Zoals gezegd, dit heeft te maken met Zacharia 12:10, maar dit verwijst ook naar Jezus staande voor de raad,

van nu aan zult gij de Zoon des mensen zien, gezeten aan de rechterhand van de macht en komende op de wolken des hemels.” (Matt 26:63).

De hogepriester en consorten wisten heel goed wat Jezus bedoelde, dat Jezus zich identificeerde met Daniel 7:13 en zichzelf een Mensenzoon noemde. Zij kenden de oudtestamentische, metaforische, apocalyptische geschriften als geen ander. Het antwoord was dan ook godslastering in de ogen van de Joden want zij wisten, dat alleen God of de Zoon van God op de wolken kon komen. Maar Jezus bedoelde hier niet dat ze Hem in werkelijkheid zouden zien komen op de wolken, nee, Hij identificeert zich eenvoudig als “de Christus”, m.a.w. ze zouden dan onmiddellijk begrijpen dat Hij de Christus was.

Jezus kwam in oordeel, op wolken, net als Zijn Vader ook vaak deed in het OT wanneer Hij zijn oordeel en wraak aankondigde tegen Israël en andere volken (zie bv Jesaja 19:1, Ezechiël 30:3-4). Jezus gebruikte “ogen” als een metafoor voor verstand, begrijpen, net als bijvoorbeeld,

ziende zullen zij niet zien” en “maar uw ogen zijn zalig omdat zij zien” (Matt 13:13-17).
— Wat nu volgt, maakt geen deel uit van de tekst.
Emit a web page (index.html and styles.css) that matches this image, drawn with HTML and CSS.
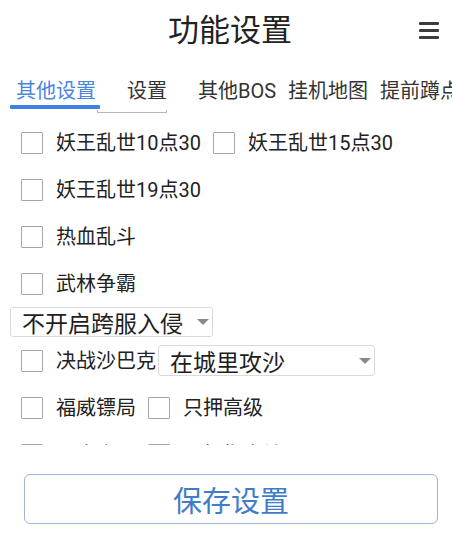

Het betreft dus een geestelijk zien, al of niet tijdens hun stervensproces: eindelijk zouden ze zien (begrijpen) dat Hij de Christus was, Jezus die dit allemaal had geprofeteerd in Mattheüs 23.
Dus het hoofddoel van Openbaring zou de “openbaring” van Jezus zijn aan Zijn tijdgenoten, de natie Israël, en de plaats van openbaring zou Jeruzalem zijn. Tenslotte zou deze openbaring zijn voor hen “die zij doorstoken hebben”, de Joden dus. En niet de Joden ergens in de toekomst, maar de tijdgenoten van Jezus. En die generatie was vernietigd door de Romeinse legers in het jaar 70 na Christus. Daarom moet het boek openbaring geschreven zijn voor die gebeurtenis.